When inclining to red, purple takes the name of crimson, &c.; and when leaning to blue, the names of violet, lilac, mauve, &c. Blue is a colour which it serves to mellow, or follows well into shade. The contrast or harmonizing colour of purple is yellow on the side of light and the primaries; while purple itself is the harmonizing contrast of the tertiary citrine on the side of shade, and less perfectly so of the semi-neutral brown. As the extreme primaries, blue and yellow, when either compounded or opposed, afford, though not the most perfect harmony, yet the most pleasing consonance of the primary colours; so the extremes, purple and orange, yield the most pleasing of the secondary consonances. This analogy extends likewise to the extreme tertiary and semi-neutral colours, while the mean or middle colours furnish the most agreeable contrasts or harmonies.

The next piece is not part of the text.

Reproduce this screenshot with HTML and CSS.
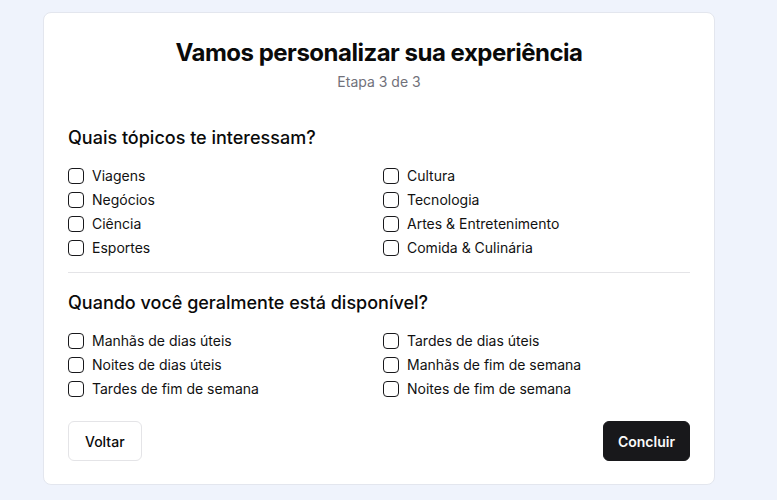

In nature pure purple is not a common colour, and on the palette purple pigments are singularly few. They lie under a peculiar disadvantage as to apparent durability and beauty of colour, owing to the neutralizing power of yellowness in the grounds upon which they are laid; as well as to the general warm colour of light, and the yellow tendency of almost all vehicles and varnishes, by which the colour of purple is subdued.

208. BURNT CARMINE

is the carmine of cochineal partially charred till it resembles in colour the purple of gold, for which, in miniature and water-painting, it is substituted. It is a magnificent reddish purple of extreme richness and depth, eligible in flower-painting and the shadow of draperies. As it is generally impossible, however, to alter the nature of a pigment by merely changing its colour, burnt carmine is scarcely more permanent than the carmine from which it is produced. If used, therefore, it should be in body, and not in thin washes or as a glaze. Durable pigments are admissible in any form; but semi-stable pigments (gamboge excepted) should only be employed in body.

209. BURNT LAKE

holds the same relation to crimson lake as burnt carmine to ordinary carmine; and is hence a weaker variety of the preceding, with less richness, and likewise less permanence.